TASK GOAL:
Output the data word for word, dropping every image.
-----
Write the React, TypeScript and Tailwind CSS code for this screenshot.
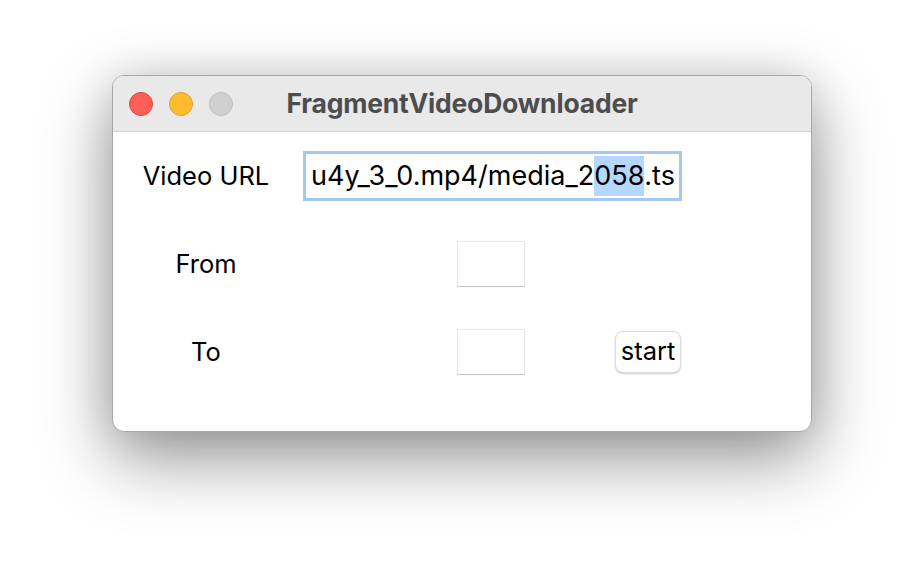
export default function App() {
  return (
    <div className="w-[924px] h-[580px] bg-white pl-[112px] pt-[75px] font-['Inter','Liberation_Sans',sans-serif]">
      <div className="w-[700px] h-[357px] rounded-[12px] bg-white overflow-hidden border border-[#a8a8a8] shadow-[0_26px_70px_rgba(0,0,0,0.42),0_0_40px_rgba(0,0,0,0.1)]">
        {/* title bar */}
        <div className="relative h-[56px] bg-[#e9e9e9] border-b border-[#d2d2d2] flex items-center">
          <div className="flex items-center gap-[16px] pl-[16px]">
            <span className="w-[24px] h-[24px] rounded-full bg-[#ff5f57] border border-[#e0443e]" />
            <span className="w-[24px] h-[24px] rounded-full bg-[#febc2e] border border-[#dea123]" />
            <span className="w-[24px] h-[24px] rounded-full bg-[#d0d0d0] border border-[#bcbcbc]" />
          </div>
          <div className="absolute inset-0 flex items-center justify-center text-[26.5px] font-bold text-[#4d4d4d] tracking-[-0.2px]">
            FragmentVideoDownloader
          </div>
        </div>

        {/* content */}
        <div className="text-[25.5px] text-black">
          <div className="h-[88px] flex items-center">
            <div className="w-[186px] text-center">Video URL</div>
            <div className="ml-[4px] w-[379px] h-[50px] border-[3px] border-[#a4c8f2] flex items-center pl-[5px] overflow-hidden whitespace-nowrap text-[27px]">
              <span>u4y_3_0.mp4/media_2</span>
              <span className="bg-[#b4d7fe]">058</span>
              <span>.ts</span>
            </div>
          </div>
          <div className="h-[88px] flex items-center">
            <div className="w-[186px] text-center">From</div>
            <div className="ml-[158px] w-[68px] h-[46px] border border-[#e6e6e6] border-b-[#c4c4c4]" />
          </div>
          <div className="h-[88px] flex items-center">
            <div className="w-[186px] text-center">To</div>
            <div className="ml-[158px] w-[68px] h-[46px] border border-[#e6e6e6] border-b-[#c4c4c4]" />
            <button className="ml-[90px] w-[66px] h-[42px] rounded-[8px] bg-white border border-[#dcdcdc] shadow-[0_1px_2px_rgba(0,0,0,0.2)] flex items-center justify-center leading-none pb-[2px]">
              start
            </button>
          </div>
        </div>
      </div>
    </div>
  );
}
-----
OUTPUT FOR THIS TASK:
Write the React, TypeScript and Tailwind CSS code for this screenshot.
export default function App() {
  return (
    <div className="w-[924px] h-[580px] bg-white pl-[112px] pt-[75px] font-['Inter','Liberation_Sans',sans-serif]">
      <div className="w-[700px] h-[357px] rounded-[12px] bg-white overflow-hidden border border-[#a8a8a8] shadow-[0_26px_70px_rgba(0,0,0,0.42),0_0_40px_rgba(0,0,0,0.1)]">
        {/* title bar */}
        <div className="relative h-[56px] bg-[#e9e9e9] border-b border-[#d2d2d2] flex items-center">
          <div className="flex items-center gap-[16px] pl-[16px]">
            <span className="w-[24px] h-[24px] rounded-full bg-[#ff5f57] border border-[#e0443e]" />
            <span className="w-[24px] h-[24px] rounded-full bg-[#febc2e] border border-[#dea123]" />
            <span className="w-[24px] h-[24px] rounded-full bg-[#d0d0d0] border border-[#bcbcbc]" />
          </div>
          <div className="absolute inset-0 flex items-center justify-center text-[26.5px] font-bold text-[#4d4d4d] tracking-[-0.2px]">
            FragmentVideoDownloader
          </div>
        </div>

        {/* content */}
        <div className="text-[25.5px] text-black">
          <div className="h-[88px] flex items-center">
            <div className="w-[186px] text-center">Video URL</div>
            <div className="ml-[4px] w-[379px] h-[50px] border-[3px] border-[#a4c8f2] flex items-center pl-[5px] overflow-hidden whitespace-nowrap text-[27px]">
              <span>u4y_3_0.mp4/media_2</span>
              <span className="bg-[#b4d7fe]">058</span>
              <span>.ts</span>
            </div>
          </div>
          <div className="h-[88px] flex items-center">
            <div className="w-[186px] text-center">From</div>
            <div className="ml-[158px] w-[68px] h-[46px] border border-[#e6e6e6] border-b-[#c4c4c4]" />
          </div>
          <div className="h-[88px] flex items-center">
            <div className="w-[186px] text-center">To</div>
            <div className="ml-[158px] w-[68px] h-[46px] border border-[#e6e6e6] border-b-[#c4c4c4]" />
            <button className="ml-[90px] w-[66px] h-[42px] rounded-[8px] bg-white border border-[#dcdcdc] shadow-[0_1px_2px_rgba(0,0,0,0.2)] flex items-center justify-center leading-none pb-[2px]">
              start
            </button>
          </div>
        </div>
      </div>
    </div>
  );
}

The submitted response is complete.